I love jokes and poetry and traveling by boat.
I like talking to strangers who are reading big fat books while sitting alone in noisy cafes.
I often get my best ideas for wild action scenes while sitting in poetry readings.
Stuart Turton, from September, 2018.
It’s funny, I’ve never thought of myself as being inspired, because I’ve wanted to do this for as long as I remember. My book is very much an Agatha Christie novel and I’ve wanted to write it since I was eight, so let’s put Agatha up top. After that it gets a lot more prosaic. I write everyday because I’d go mad if I didn’t; because I’d have to get an office job if I didn’t; because the electricity company doesn’t take ‘following your dreams’ as payment; and because I can’t do anything else.
Valentina Giambanco, from October, 2018.
- Human relationships – always a never-ending source of surprising material.
- Good people doing bad things and bad people doing good things.
- Outsiders and all those who don’t quite fit in.
- The small details of everyday life – you’re sitting in the bus and you see someone doing something and go, “Oh yeah, I’m stealing that tiny gesture.”
- Wilderness and the way that, in the wild, human beings reveal who they truly are.

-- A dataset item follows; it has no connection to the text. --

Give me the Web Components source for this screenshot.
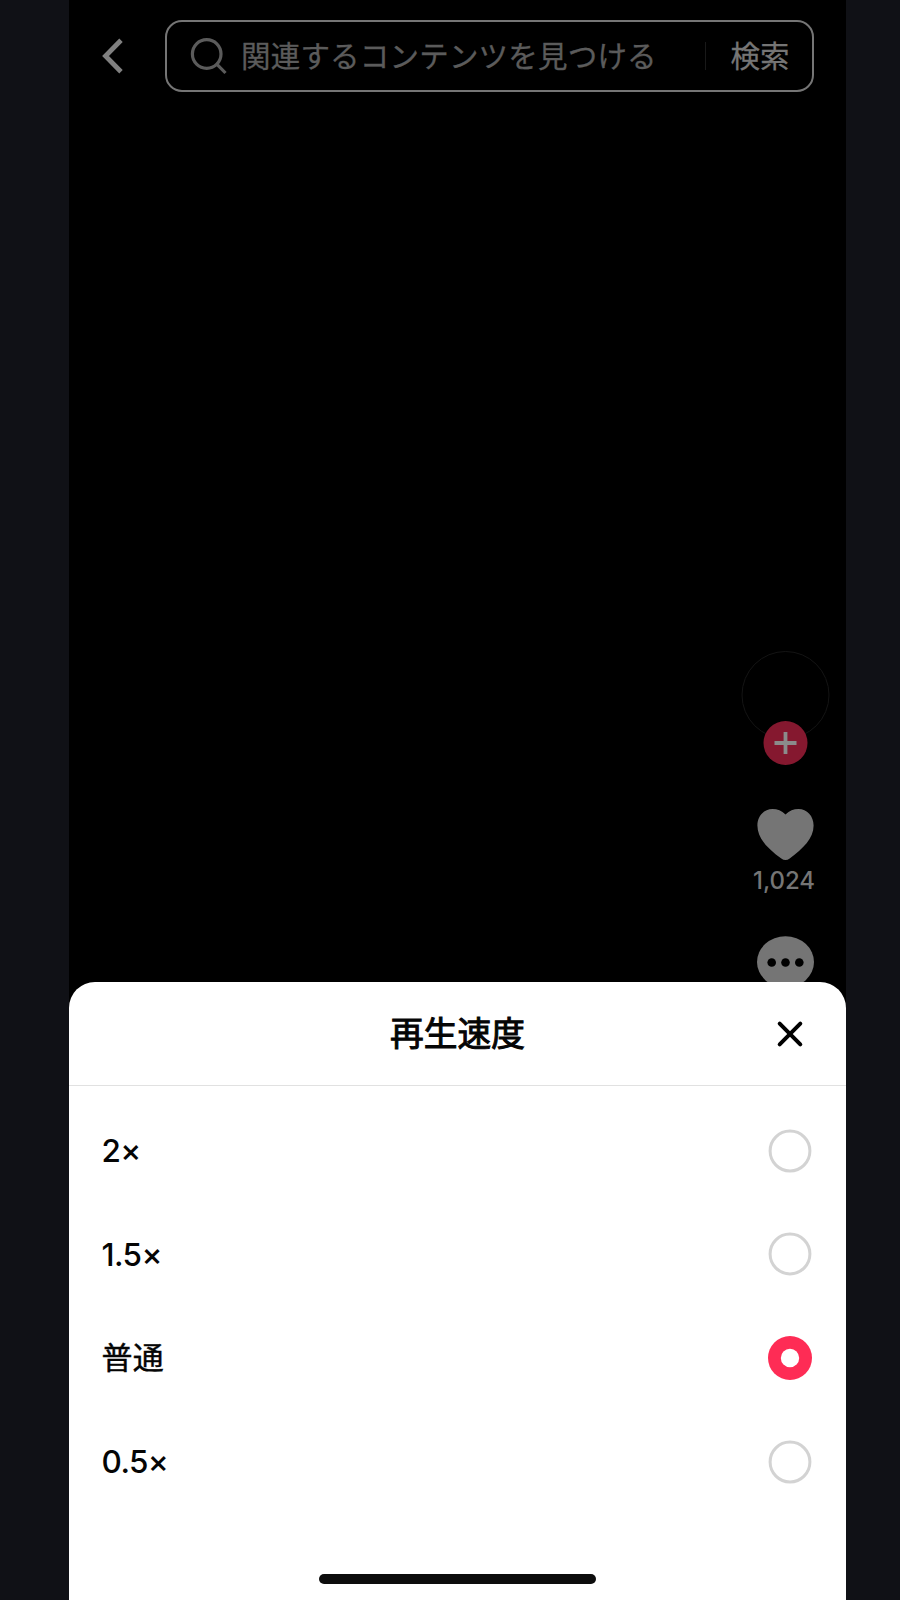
<!DOCTYPE html>
<html lang="ja">
<head>
<meta charset="utf-8">
<title>再生速度</title>
<style>
html,body{margin:0;height:1600px;overflow:hidden;background:#101116}
body{font-family:Inter,"Noto Sans CJK JP",sans-serif}
</style>
</head>
<body>
<player-screen>
  <search-bar slot="top" placeholder="関連するコンテンツを見つける" action="検索"></search-bar>
  <action-rail slot="rail" likes="1,024"></action-rail>
  <speed-sheet slot="sheet" heading="再生速度">
    <speed-option>2×</speed-option>
    <speed-option>1.5×</speed-option>
    <speed-option selected>普通</speed-option>
    <speed-option>0.5×</speed-option>
  </speed-sheet>
</player-screen>
<script>
class BaseElement extends HTMLElement {
  constructor() {
    super();
    this.attachShadow({mode: 'open'}).innerHTML = '<style>*{box-sizing:border-box}svg{display:block;flex:none}</style>' + this.render();
  }
}

customElements.define('player-screen', class extends BaseElement {
  render() {
    return `<style>
      :host{display:block;width:777px;height:1600px;margin-left:69px;background:#000;overflow:hidden}
      .page{display:flex;flex-direction:column;height:100%}
      .stage{height:982px;flex:none;display:flex;flex-direction:column;justify-content:space-between}
      .sheet{flex:1;display:flex}
    </style>
    <div class="page"><div class="stage"><slot name="top"></slot><slot name="rail"></slot></div>
    <div class="sheet"><slot name="sheet"></slot></div></div>`;
  }
});

customElements.define('search-bar', class extends BaseElement {
  render() {
    return `<style>
      :host{display:flex;align-items:center;padding:20px 32px 0 32px;color:#757575}
      .box{margin-left:42px;width:649px;height:72px;border:2px solid #757575;border-radius:17px;display:flex;align-items:center;padding-left:23px}
      .hint{font-size:29.5px;letter-spacing:.2px;line-height:40px;margin-left:13px;color:#5b5b5b;-webkit-text-stroke:.3px #5b5b5b;white-space:nowrap;width:464px;flex:none;padding-bottom:1px}
      .line{width:1px;height:28px;background:#191919;flex:none}
      .go{font-size:29.5px;line-height:40px;-webkit-text-stroke:.3px #757575;margin-left:24.500px;white-space:nowrap;padding-bottom:1px}
    </style>
    <svg width="22" height="40" viewBox="0 0 22 40" fill="none" stroke="#808080" stroke-width="4.800"><path d="M20 4.200 4.500 20 20 35.800"/></svg>
    <div class="box">
      <svg width="38" height="38" viewBox="0 0 38 38" fill="none" stroke="#5b5b5b" stroke-width="3.200"><circle cx="16.700" cy="17" r="14.300"/><path d="M26.500 26.800 35.500 36"/></svg>
      <span class="hint">${this.getAttribute('placeholder')}</span><i class="line"></i>
      <span class="go">${this.getAttribute('action')}</span>
    </div>`;
  }
});

customElements.define('action-rail', class extends BaseElement {
  render() {
    return `<style>
      :host{display:flex;flex-direction:column;align-items:center;width:91px;height:331px;overflow:hidden;margin-left:671px;color:#757575}
      .likes{font-size:24px;line-height:30px;font-weight:500;letter-spacing:-.1px;margin-top:5px;margin-left:-3px}
      .chat{margin-top:40px}
    </style>
    <svg width="91" height="116" viewBox="0 0 91 116"><circle cx="45.500" cy="44" r="43.500" fill="none" stroke="#141414"/><circle cx="45.500" cy="92" r="22" fill="#85182f"/><path d="M45.500 81v22M34.500 92h22" stroke="#8b8b8b" stroke-width="3.800"/></svg>
    <svg style="margin-top:42px" width="57" height="52" viewBox="0.500 0 57 52"><path fill="#757575" d="M29 5.500C33 1.700 37 0 42 0 50.500 0 57.100 7 57.100 16.500 57.100 29.500 46.500 39.500 33.200 49.600Q29 52.600 24.800 49.600C11.500 39.500.900 29.500.900 16.500.900 7 7.500 0 16 0 21 0 25 1.700 29 5.500Z"/></svg>
    <span class="likes">${this.getAttribute('likes')}</span>
    <svg class="chat" width="57" height="60" viewBox="0.500 0 57 60"><ellipse cx="29" cy="26" rx="28.500" ry="25.700" fill="#757575"/><g fill="#000"><circle cx="15.200" cy="26.500" r="4.300"/><circle cx="29" cy="26.500" r="4.300"/><circle cx="42.800" cy="26.500" r="4.300"/></g></svg>`;
  }
});

customElements.define('speed-sheet', class extends BaseElement {
  render() {
    return `<style>
      :host{display:flex;flex-direction:column;width:777px;background:#fff;border-radius:26px 26px 0 0;color:#050505}
      header{display:grid;grid-template-columns:80px 1fr 80px;align-items:center;height:104px;border-bottom:1px solid #e1e1e1;flex:none}
      h1{margin:0;text-align:center;font-size:33.700px;line-height:50px;font-weight:400;-webkit-text-stroke:1px #050505}
      header svg{margin-left:10px}
      .list{display:flex;flex-direction:column;padding-top:13px}
      .home{width:277px;height:10px;border-radius:5px;background:#0d0d0d;margin:auto auto 16px}
    </style>
    <header><span></span><h1>${this.getAttribute('heading')}</h1>
      <svg width="28" height="28" viewBox="0 0 28 28" stroke="#000" stroke-width="4" stroke-linecap="round"><path d="M3.700 3.700 24.300 24.300M24.300 3.700 3.700 24.300"/></svg>
    </header>
    <div class="list"><slot></slot></div><div class="home"></div>`;
  }
});

customElements.define('speed-option', class extends BaseElement {
  render() {
    return `<style>
      :host{display:flex;align-items:center;justify-content:space-between;height:103.600px;padding:0 34px 0 32.500px;font-size:31.500px;letter-spacing:-.600px;line-height:44px;font-weight:500;font-feature-settings:"calt" 0;color:#050505}
      span{padding-top:1px}
      :host([selected]) span{font-weight:400;-webkit-text-stroke:.400px #050505;padding-top:1px;font-size:31px;letter-spacing:.200px}
    </style>
    <span><slot></slot></span>
    <svg width="44" height="44" viewBox="0 0 44 44">${this.hasAttribute('selected')
      ? '<circle cx="22" cy="22" r="22" fill="#fe2c55"/><circle cx="22" cy="22" r="9.200" fill="#fff"/>'
      : '<circle cx="22" cy="22" r="19.900" fill="none" stroke="#d3d3d3" stroke-width="3"/>'}</svg>`;
  }
});
</script>
</body>
</html>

Lou Berney, from November, 2018.
Chilly, rainy weather always gets me going. Reading a great novel will often temporarily crush my spirit but then a few hours later I’ll be all jacked up to hit the laptop. Driving through my hometown of Oklahoma City, watching an amazing sunset split open the sky – that’s when good ideas often come to me.
Katrina Carrasco, from December, 2018.
I love writing complex, unpredictable women; once the characters gather critical mass it feels like I’m in conversation with them and they’re showing me the way, which is an amazing process. I want a bigger canon of queer literature and I want to be part of creating it. Same for happy stories about queer people. The Pacific Northwest is a great character in itself, and time in the mountains, in the forest, or by the sea recharges me. I’m fascinated by sentence-level sound and syntax: how every line can be a poem, and how those poems can coalesce into paragraphs, and eventually accrete into a book.
Taylor Adams, from January, 2019.
I’m fascinated by storytelling momentum – that driving, can’t-stop intensity that catapults you into the next scene, and the next – so any novel that can give me that euphoric sensation is high on my list of inspirations. Film structure, too, is a great blueprint that I always keep in mind. Take the structural perfection of a movie like Die Hard, for example, for cultivating and maintaining that level of intensity. Aside from books and film, other inspirations that give me the “fuel” to put in the time writing every day are music, the encouragement of my family, and coffee. Definitely coffee.
Don Winslow, from February, 2019.
History. The news. Shakespeare. Jazz. The writers who came before.
Elisabeth Elo, from March, 2019.
Sober people. Particle physics and quantum mechanics because they remind me that there’s a great deal more to this world than we can see. My own deepest experiences because I can’t express them, which makes me, paradoxically, want to express anything I can. Fairytales for their perfect narrative structure and blunt acknowledgment of evil. Any genuine smile.
Hanna Jameson, from April, 2019.
Things and emotions that scare me. Anything David Lynch makes, says, writes, or does. Fear of being broke. Reading history. The idea that the only meaning we have in this life is in the good that we do with whatever superpowers we arrived with, and my superpowers happened to be writing and having awesome hair so I’m gonna carry on doing that.